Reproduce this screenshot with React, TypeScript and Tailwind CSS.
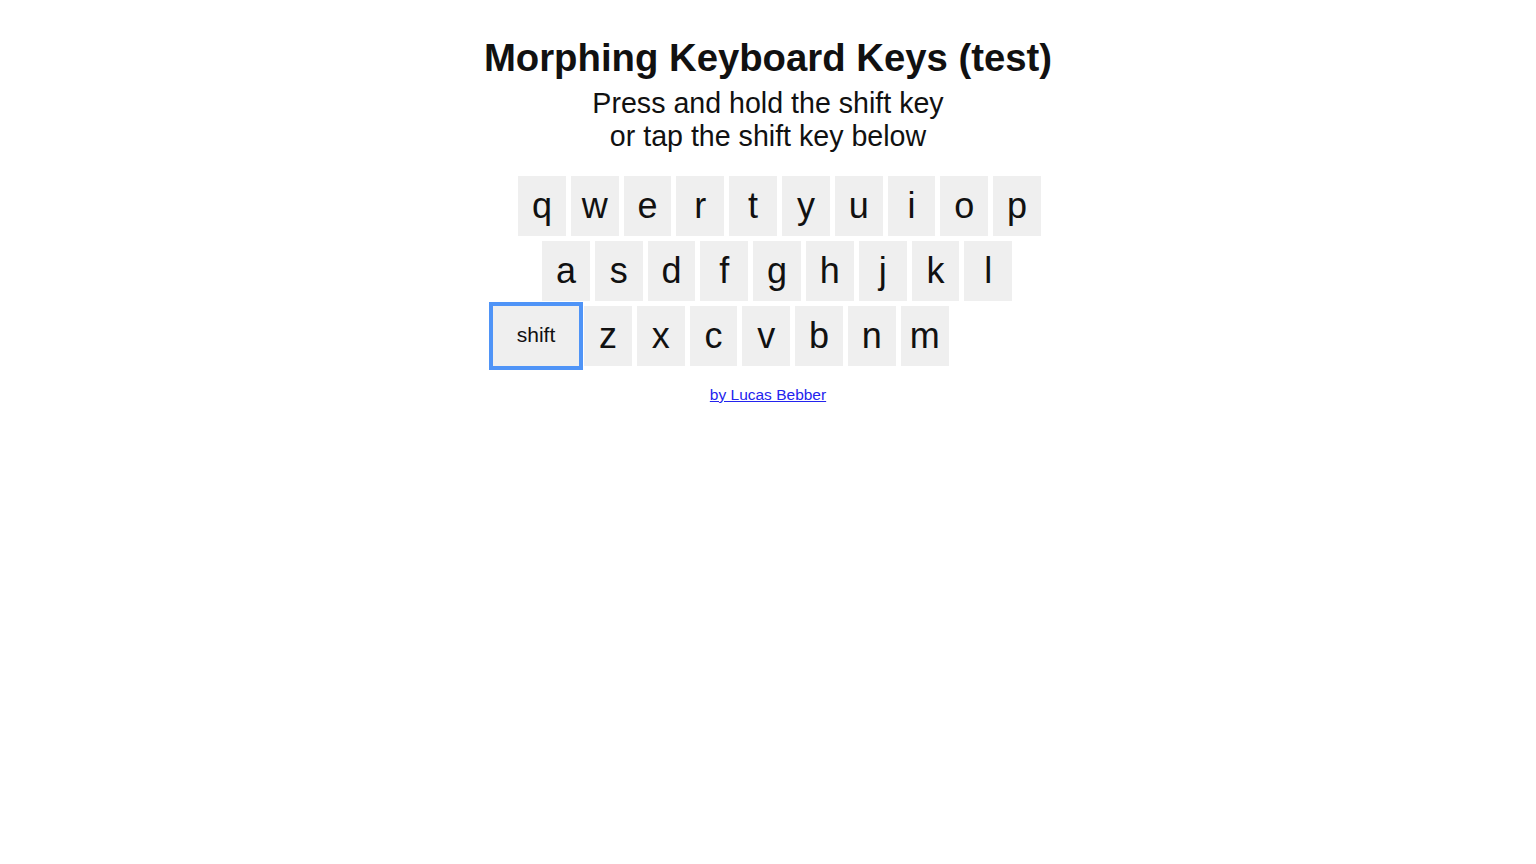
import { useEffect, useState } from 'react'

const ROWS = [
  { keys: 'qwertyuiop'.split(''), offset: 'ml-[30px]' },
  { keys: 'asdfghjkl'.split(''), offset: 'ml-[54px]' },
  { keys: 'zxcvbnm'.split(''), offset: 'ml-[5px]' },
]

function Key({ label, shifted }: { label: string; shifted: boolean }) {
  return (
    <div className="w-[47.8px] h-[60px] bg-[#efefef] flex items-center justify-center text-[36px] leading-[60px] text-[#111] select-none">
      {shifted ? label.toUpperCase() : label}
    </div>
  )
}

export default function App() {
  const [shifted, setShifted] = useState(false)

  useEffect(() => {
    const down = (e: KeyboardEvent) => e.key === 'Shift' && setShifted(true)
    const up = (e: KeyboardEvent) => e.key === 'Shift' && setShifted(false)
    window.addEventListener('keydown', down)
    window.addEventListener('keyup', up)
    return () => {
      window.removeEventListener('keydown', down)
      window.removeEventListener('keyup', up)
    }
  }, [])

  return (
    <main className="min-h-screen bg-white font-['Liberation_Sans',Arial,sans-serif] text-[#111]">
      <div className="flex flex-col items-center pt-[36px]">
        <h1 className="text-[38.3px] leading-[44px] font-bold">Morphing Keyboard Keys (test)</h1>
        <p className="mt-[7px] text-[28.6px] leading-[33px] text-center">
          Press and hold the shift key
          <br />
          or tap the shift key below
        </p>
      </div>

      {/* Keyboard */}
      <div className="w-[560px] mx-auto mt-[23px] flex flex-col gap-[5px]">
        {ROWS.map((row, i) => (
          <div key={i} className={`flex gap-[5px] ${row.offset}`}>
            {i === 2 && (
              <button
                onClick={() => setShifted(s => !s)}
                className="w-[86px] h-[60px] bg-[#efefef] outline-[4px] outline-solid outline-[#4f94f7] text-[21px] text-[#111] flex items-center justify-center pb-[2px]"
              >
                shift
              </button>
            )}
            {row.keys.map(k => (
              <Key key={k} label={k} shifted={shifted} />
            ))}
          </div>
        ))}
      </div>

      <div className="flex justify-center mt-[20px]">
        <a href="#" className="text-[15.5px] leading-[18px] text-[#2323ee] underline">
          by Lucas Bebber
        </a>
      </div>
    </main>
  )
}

_PROBLEM TO SOLVE_
Set down the material above as is, without any pictures.

_OUTPUT FOR THIS TASK_
Reproduce this screenshot with React, TypeScript and Tailwind CSS.
import { useEffect, useState } from 'react'

const ROWS = [
  { keys: 'qwertyuiop'.split(''), offset: 'ml-[30px]' },
  { keys: 'asdfghjkl'.split(''), offset: 'ml-[54px]' },
  { keys: 'zxcvbnm'.split(''), offset: 'ml-[5px]' },
]

function Key({ label, shifted }: { label: string; shifted: boolean }) {
  return (
    <div className="w-[47.8px] h-[60px] bg-[#efefef] flex items-center justify-center text-[36px] leading-[60px] text-[#111] select-none">
      {shifted ? label.toUpperCase() : label}
    </div>
  )
}

export default function App() {
  const [shifted, setShifted] = useState(false)

  useEffect(() => {
    const down = (e: KeyboardEvent) => e.key === 'Shift' && setShifted(true)
    const up = (e: KeyboardEvent) => e.key === 'Shift' && setShifted(false)
    window.addEventListener('keydown', down)
    window.addEventListener('keyup', up)
    return () => {
      window.removeEventListener('keydown', down)
      window.removeEventListener('keyup', up)
    }
  }, [])

  return (
    <main className="min-h-screen bg-white font-['Liberation_Sans',Arial,sans-serif] text-[#111]">
      <div className="flex flex-col items-center pt-[36px]">
        <h1 className="text-[38.3px] leading-[44px] font-bold">Morphing Keyboard Keys (test)</h1>
        <p className="mt-[7px] text-[28.6px] leading-[33px] text-center">
          Press and hold the shift key
          <br />
          or tap the shift key below
        </p>
      </div>

      {/* Keyboard */}
      <div className="w-[560px] mx-auto mt-[23px] flex flex-col gap-[5px]">
        {ROWS.map((row, i) => (
          <div key={i} className={`flex gap-[5px] ${row.offset}`}>
            {i === 2 && (
              <button
                onClick={() => setShifted(s => !s)}
                className="w-[86px] h-[60px] bg-[#efefef] outline-[4px] outline-solid outline-[#4f94f7] text-[21px] text-[#111] flex items-center justify-center pb-[2px]"
              >
                shift
              </button>
            )}
            {row.keys.map(k => (
              <Key key={k} label={k} shifted={shifted} />
            ))}
          </div>
        ))}
      </div>

      <div className="flex justify-center mt-[20px]">
        <a href="#" className="text-[15.5px] leading-[18px] text-[#2323ee] underline">
          by Lucas Bebber
        </a>
      </div>
    </main>
  )
}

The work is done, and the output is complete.